Rebelión en oriente

En 1979, la Revolución Islámica de Irán escribió uno de los capítulos más interesantes de la historia moderna. Lucha de poderes, religión y un pueblo hastiado, el cóctel que estremeció a Teherán y a todo el país persa.

Rebelión en oriente
Rebelión en oriente

Tome una sociedad acribillada en desigualdades y un gobierno despótico que remienda la pobreza con represión. Agréguele una potencia extranjera que foguea la eternización del status quo a cambio de suculentos negocios, y mézclelo con un movimiento religioso radical y popular inspirado en la palabra de un líder con fama de mesías, que invoca a la transformación urgente, pues así lo piden los cielos.

En fin, siembre vientos, muchos vientos y, si lo que cosecha no son tempestades, hubo algo que le falló en la receta.

En Irán, en 1979, cada uno de esos ingredientes estuvieron a su punto, y la tempestad se llamó Revolución Islámica. Un fenómeno social que marcó un hito en la historia moderna, fundamentalmente por definir dos certezas: la que indica que también en Oriente el poder del pueblo es colosal, y la que dice que el de la religión no es menor.

Los sucesos que dieron la vuelta al globo tuvieron lugar en todo el país, aunque la hoguera madre estaba en Teherán, la capital. Allí, millones de hombres y mujeres salieron a la calle para decir a los de arriba que basta de todo.

En realidad, la élite política y social se sintetizaba en un solo espíritu: el del sha Mohammad Reza Pahlevi, rey de reyes que ostentaba bastón desde 1941. Su vocación por mandar era la misma que la de los monarcas anteriores, en 2.500 años de imperio persa.

Aquellas marchas se sucedieron durante meses, pero se hicieron definitivas los días 9, 10 y 11 de febrero de 1979. Entonces batallas, tropillas de muertos y las indomables huestes de la Guardia Imperial que se tornan en domables. El sha (socio incondicional de Estados Unidos y amante de su cultura), ya lo tenía bien olfateado: al avión se lo tomó tres semanas antes.

Así de caldeado andaba el asfalto cuando el Ayatola Ruhollah Jomeini fue recibido como héroe y salvador. Chiíta igual que la gran mayoría de la población, había sido perseguido por Pahlevi y tuvo que huir hacia Irak (primero) y Francia (después).

Desde el exilio disparaba contra el gobierno, hablaba de la decadencia moral de la patria y ofrecía la redención del Islam en medio de tanta occidentalización.

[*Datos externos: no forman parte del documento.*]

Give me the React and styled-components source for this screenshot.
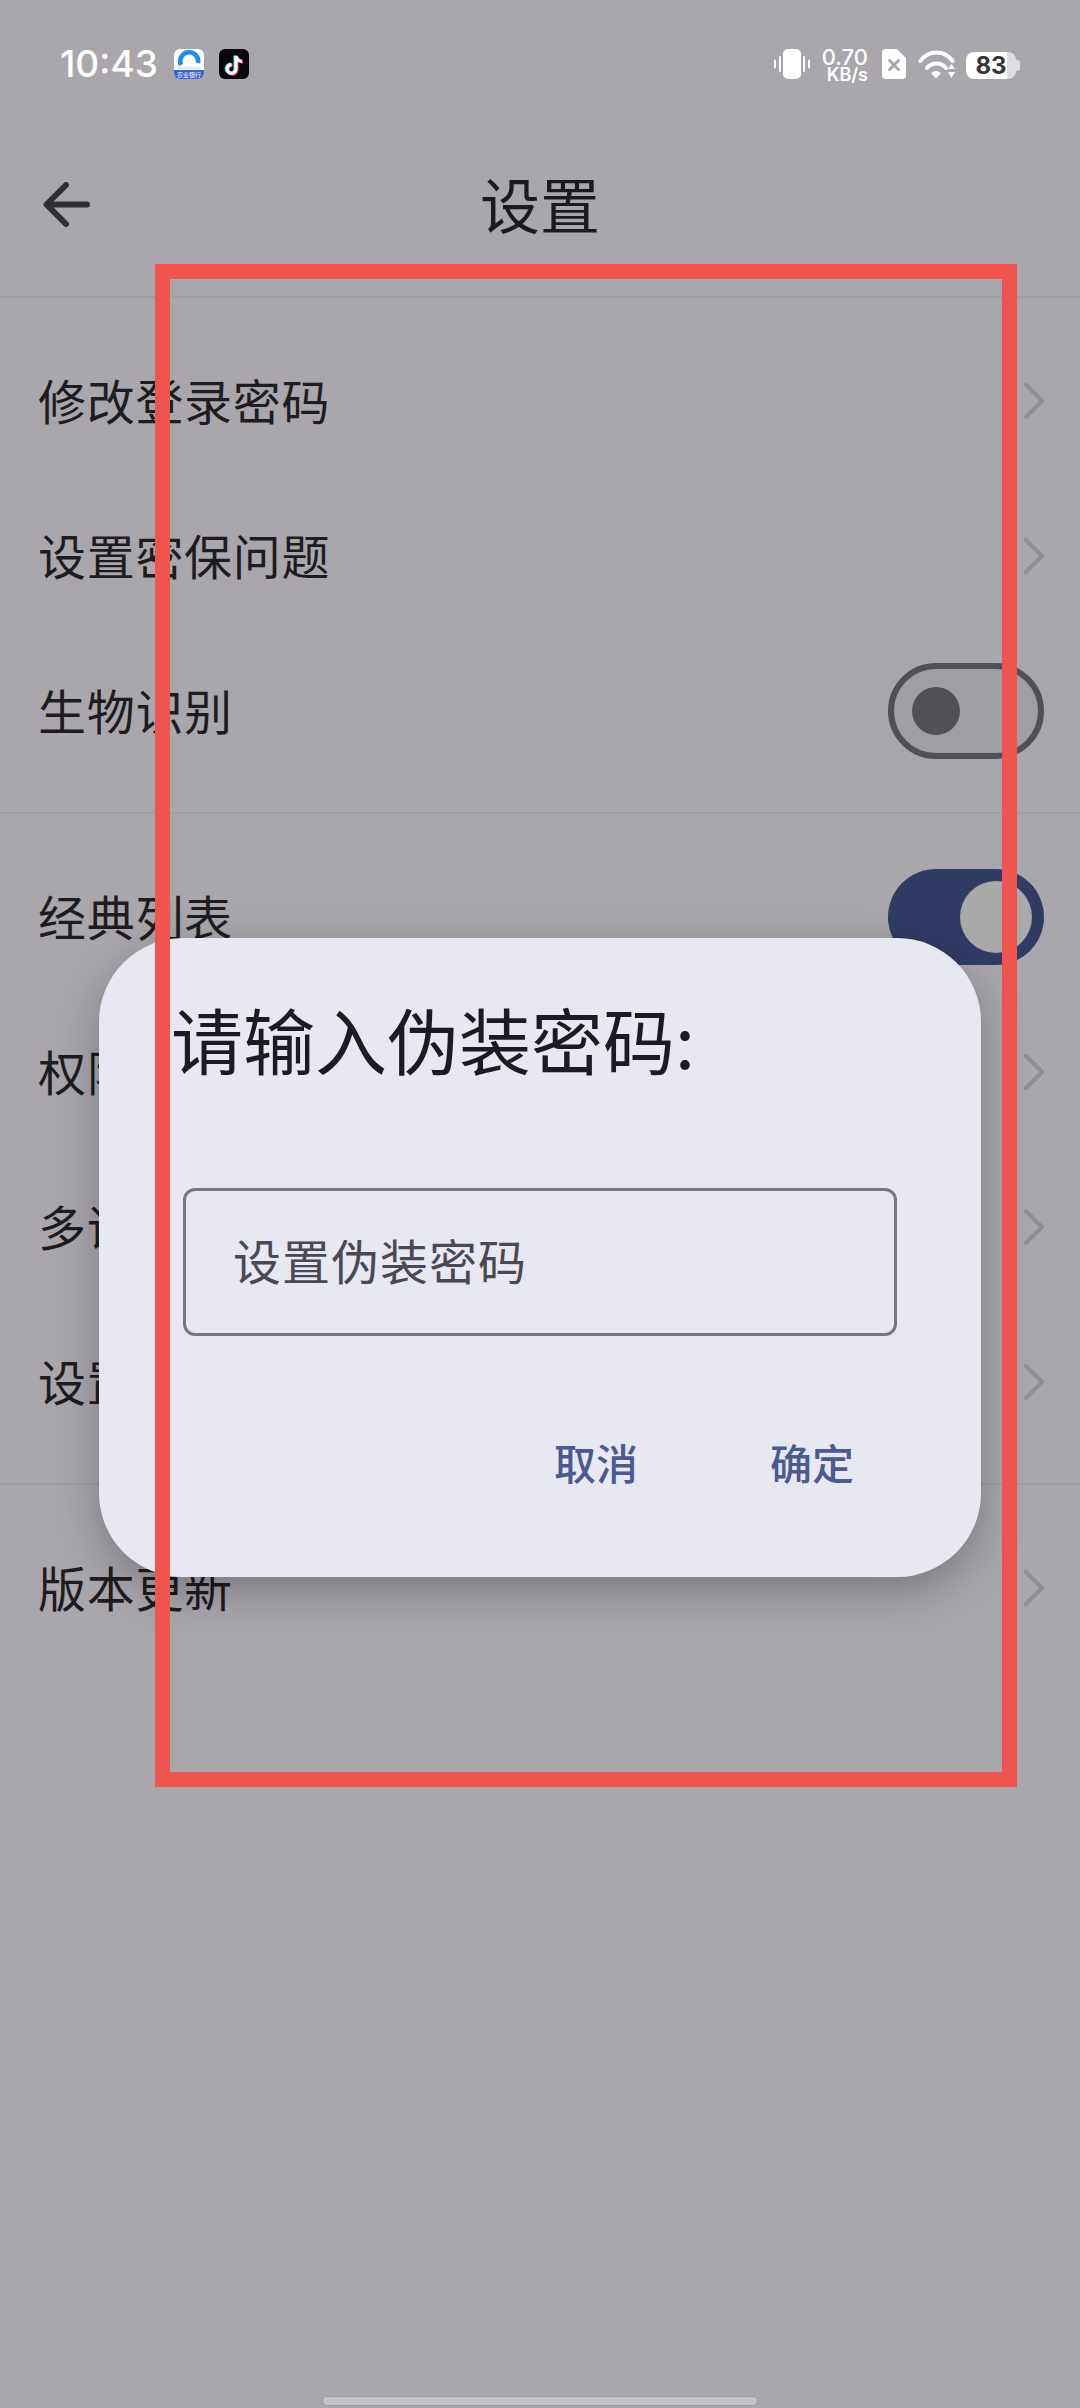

Ni bien abrazó el trono, fundó la República Islámica de Irán, se autoproclamó Líder Supremo y empezó a cumplir sus promesas de campaña.

Festejaron los jefes religiosos, más altos les parecían ahora sus pedestales. Las mujeres un poco menos: más se les evaporaban los derechos. Y al que no le gustaba aquello, infiernos. La revolución había escapado de unas penumbras para meterse en otras.

A modo de huellas

En la Teherán actual, ese monstruo metropolitano de más de 15 millones de habitantes, sobreviven varios recuerdos de la Revolución Islámica de Irán

Uno de ellos es  la imponente Torre Azadi (o “torre de la libertad”). Levantada para conmemorar los 2.500 años del imperio persa, se convirtió en epicentro de las protestas  e ícono del movimiento popular.

Otro emblema resulta el Mausoleo del Ayatola Jomeini, donde la tumba del imán (murió en 1989), es visitada por peregrinos llegados de todo el país. Situado en las afueras de la ciudad, destaca por su mezquita de soberbias torres y cúpulas, y por los jardines de los alrededores, conocido paseo y área de picnic para los locales. 
Capítulo aparte merece el edificio que fuera Embajada de Estados Unidos. Allí, 66 diplomáticos y ciudadanos de la nación norteamericana fueron tomados como rehenes por turbas iracundas en noviembre de 1979, y liberados tras 444 días de cautiverio. Hoy, el inmenso inmueble acoge un museo.